Perhaps we cannot fully understand or “explain” how events like the Cambodian genocide can happen, but we can at least describe them. And looking back on this post, I think I’ve done more describing—“Thet said this,” “Nuon said that”—than explaining. And I think I find myself at something of a loss here for what to say about the matter. Thet seems to have done so as well; near the end of the film, he says (and I’m paraphrasing): “I guess I feel bad that Nuon was taken away, even though I know I shouldn’t.” And of course I know that Nuon Chea has committed horrible atrocities. But when we seem him in this film, he’s an old man, dandling an infant grandchild or great grandchild on his knee, harming no one. I feel compassion for him despite myself (or rather, despite himself), and so does Thet, who has far more reason to hate Nuon Chea that I do.
I am reminded of a line by William T. Vollmann, in his essay detailing his liberation of a child prostitute in Thailand. He goes to see the girl’s father, who literally sold her into sex slavery, to essentially “buy” her away from him, thusly securing her freedom. And he goes into it ready to hate and revile the father, and its starts out that way, but he concludes by saying, “He didn’t seem like a bad person. Most people aren’t.” Nuon Chea doesn’t seem like a bad person either; but I know that he is.
It is difficult, in forming moral judgments, to deal with the fact that nobody is evil all the time. The man who once committed murder must later sit down and eat breakfast. In describing Adolf Eichmann, Hannah Arendt coined the phrase “the banality of evil,” which has become such a cliché that it has almost been entirely drained of meaning. But what I think she’s trying to convey by it is that very few people who do bad things are spectacular monsters. They’re just normal people who have it in them to commit the most atrocious and unforgivable crimes.
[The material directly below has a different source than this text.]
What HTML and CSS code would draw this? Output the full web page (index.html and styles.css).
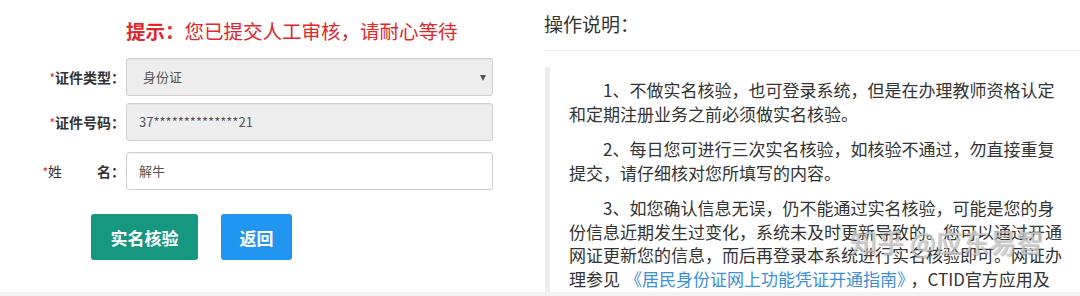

At present, I have nothing else to say on the matter, other than to note that Nuon Chea and several other high-ranking Khmer Rouge figures are currently on trial in Phnom Penh. All of them are in their eighties. It is hoped that they will live long enough to receive a verdict (rather than trying all the charges at once, eat charge will get its own trial, the idea being to make sure that they live long enough to be convicted of something; I suspect the examples of Milosevic and Pinochet, both of whom died during their trials, have not been lost on the Cambodian prosecutors.) Anyway, I don’t doubt that Khmer Rouge leaders on trial deserve to be there.